%%

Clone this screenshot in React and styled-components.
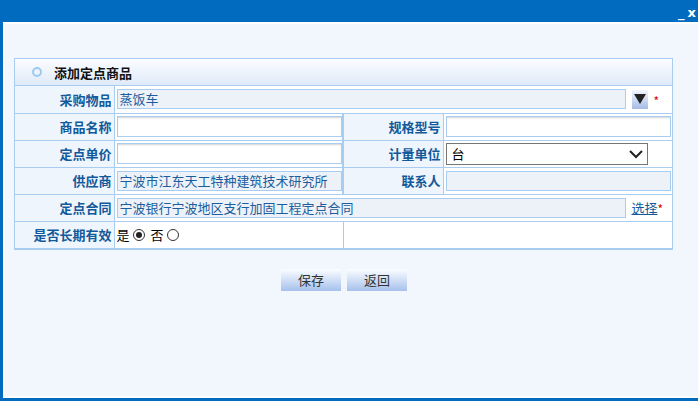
import styled, { createGlobalStyle } from 'styled-components';

const GlobalStyle = createGlobalStyle`
  html, body {
    margin: 0;
    padding: 0;
    background: #ffffff;
  }
  body {
    font-family: "Noto Sans CJK SC", "DejaVu Sans", sans-serif;
    font-size: 13px;
  }
`;

const Window = styled.div`
  width: 698px;
  height: 401px;
  display: flex;
  flex-direction: column;
  overflow: hidden;
`;

const TitleBar = styled.div`
  height: 22px;
  background: #016bc0;
  display: flex;
  justify-content: flex-end;
  align-items: flex-end;
  padding: 0 2px 2px 0;
  box-sizing: border-box;
  color: #ffffff;
  font-family: "DejaVu Sans", sans-serif;
  font-size: 13px;
  font-weight: bold;
  gap: 3px;
`;

const Body = styled.div`
  flex: 1;
  border-left: 3px solid #016bc0;
  border-bottom: 3px solid #016bc0;
  background: #ffffff;
  padding: 2px 0 2px 2px;
  display: flex;
`;

const Inner = styled.div`
  flex: 1;
  background: #f2f7fe;
  padding: 34px 0 0 9px;
`;

const Panel = styled.div`
  width: 657px;
  border: 1px solid #a9cdf0;
  background: #ffffff;
`;

const PanelHeader = styled.div`
  height: 26px;
  border-bottom: 1px solid #a9cdf0;
  background: linear-gradient(#fbfdff, #dfeaf9);
  display: flex;
  align-items: center;
  padding-left: 17px;
  gap: 12px;
  font-weight: bold;
  color: #111111;
`;

const Ring = styled.span`
  width: 6px;
  height: 6px;
  border-radius: 50%;
  border: 2px solid #9ccaf0;
`;

const Table = styled.table`
  width: 100%;
  border-collapse: collapse;
  table-layout: fixed;
`;

const Row = styled.tr`
  height: 27px;
`;

const Label = styled.td`
  background: #eef5fd;
  color: #12599b;
  font-weight: bold;
  text-align: right;
  padding: 0 2px 0 0;
  border-bottom: 1px solid #a9cdf0;
  border-right: 1px solid #a9cdf0;
  border-left: ${(p) => (p.$second ? '2px solid #a9cdf0' : 'none')};
`;

const Cell = styled.td`
  padding: 0 0 0 2px;
  border-bottom: 1px solid #a9cdf0;
  border-right: ${(p) => (p.$divider ? '1px solid #a9cdf0' : 'none')};
  background: #ffffff;
`;

const Line = styled.div`
  display: flex;
  align-items: center;
`;

const TextBox = styled.div`
  box-sizing: border-box;
  width: ${(p) => p.$w}px;
  height: ${(p) => (p.$ro ? 20 : 21)}px;
  border: 1px solid #a9cdf0;
  background: ${(p) => (p.$ro ? '#edf2f8' : '#ffffff')};
  box-shadow: ${(p) => (p.$ro ? 'none' : 'inset 0 2px 2px -1px #d4d4d4')};
  color: #1c5d9d;
  padding: 0 2px;
  line-height: 18px;
  white-space: nowrap;
  overflow: hidden;
`;

const Select = styled.div`
  box-sizing: border-box;
  width: 202px;
  height: 22px;
  border: 1px solid #767676;
  background: #ffffff;
  display: flex;
  align-items: center;
  justify-content: space-between;
  padding: 0 4px 0 5px;
  color: #000000;
`;

const DropButton = styled.span`
  width: 16px;
  height: 19px;
  margin-left: 6px;
  background: linear-gradient(#f2f6fd, #a5bce6);
  display: flex;
  align-items: center;
  justify-content: center;
`;

const Required = styled.span`
  color: #e00000;
  font-size: 12px;
  margin-left: ${(p) => p.$ml || 0}px;
  line-height: 1;
  padding-top: 3px;
`;

const LinkText = styled.a`
  color: #12599b;
  text-decoration: underline;
  margin-left: 6px;
  cursor: pointer;
`;

const RadioText = styled.span`
  color: #000000;
`;

const Radio = styled.span`
  box-sizing: border-box;
  width: 12px;
  height: 12px;
  border-radius: 50%;
  border: 1px solid #333333;
  background: #ffffff;
  display: inline-flex;
  align-items: center;
  justify-content: center;
  margin: 0 6px 0 3px;
  &::after {
    content: '';
    width: 6px;
    height: 6px;
    border-radius: 50%;
    background: ${(p) => (p.$on ? '#222222' : 'transparent')};
  }
`;

const Buttons = styled.div`
  display: flex;
  gap: 6px;
  padding: 19px 0 0 267px;
`;

const Button = styled.button`
  width: 60px;
  height: 22px;
  border: none;
  padding: 0;
  background: linear-gradient(#fbfdff, #a6c1ec);
  color: #333333;
  font-family: "Noto Sans CJK SC", sans-serif;
  font-size: 13px;
`;

const Chevron = () => (
  <svg width="14" height="10" viewBox="0 0 14 10">
    <path d="M1 2 L7 8 L13 2" fill="none" stroke="#222" strokeWidth="2" />
  </svg>
);

const Triangle = () => (
  <svg width="12" height="10" viewBox="0 0 12 10">
    <path d="M0 0 H12 L6 10 Z" fill="#222" />
  </svg>
);

const App = () => (
  <>
    <GlobalStyle />
    <Window>
      <TitleBar>
        <span>_</span>
        <span>x</span>
      </TitleBar>
      <Body>
        <Inner>
          <Panel>
            <PanelHeader>
              <Ring />
              添加定点商品
            </PanelHeader>
            <Table>
              <colgroup>
                <col style={{ width: 99 }} />
                <col style={{ width: 229 }} />
                <col style={{ width: 100 }} />
                <col />
              </colgroup>
              <tbody>
                <Row>
                  <Label>采购物品</Label>
                  <Cell colSpan={3}>
                    <Line>
                      <TextBox $ro $w={509}>蒸饭车</TextBox>
                      <DropButton>
                        <Triangle />
                      </DropButton>
                      <Required $ml={6}>*</Required>
                    </Line>
                  </Cell>
                </Row>
                <Row>
                  <Label>商品名称</Label>
                  <Cell>
                    <TextBox $w={225} />
                  </Cell>
                  <Label $second>规格型号</Label>
                  <Cell>
                    <TextBox $w={225} />
                  </Cell>
                </Row>
                <Row>
                  <Label>定点单价</Label>
                  <Cell>
                    <TextBox $w={225} />
                  </Cell>
                  <Label $second>计量单位</Label>
                  <Cell>
                    <Select>
                      <span>台</span>
                      <Chevron />
                    </Select>
                  </Cell>
                </Row>
                <Row>
                  <Label>供应商</Label>
                  <Cell>
                    <TextBox $ro $w={225}>宁波市江东天工特种建筑技术研究所</TextBox>
                  </Cell>
                  <Label $second>联系人</Label>
                  <Cell>
                    <TextBox $ro $w={225} />
                  </Cell>
                </Row>
                <Row>
                  <Label>定点合同</Label>
                  <Cell colSpan={3}>
                    <Line>
                      <TextBox $ro $w={509}>宁波银行宁波地区支行加固工程定点合同</TextBox>
                      <LinkText>选择</LinkText>
                      <Required>*</Required>
                    </Line>
                  </Cell>
                </Row>
                <Row>
                  <Label>是否长期有效</Label>
                  <Cell $divider>
                    <Line>
                      <RadioText>是</RadioText>
                      <Radio $on />
                      <RadioText>否</RadioText>
                      <Radio />
                    </Line>
                  </Cell>
                  <Cell colSpan={2} />
                </Row>
              </tbody>
            </Table>
          </Panel>
          <Buttons>
            <Button>保存</Button>
            <Button>返回</Button>
          </Buttons>
        </Inner>
      </Body>
    </Window>
  </>
);

export default App;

%%

* [PROBLEM TO SOLVE]
Gather and copy every line of the data in which the string "components" is found.

* [REPLY]
Clone this screenshot in React and styled-components.
import styled, { createGlobalStyle } from 'styled-components';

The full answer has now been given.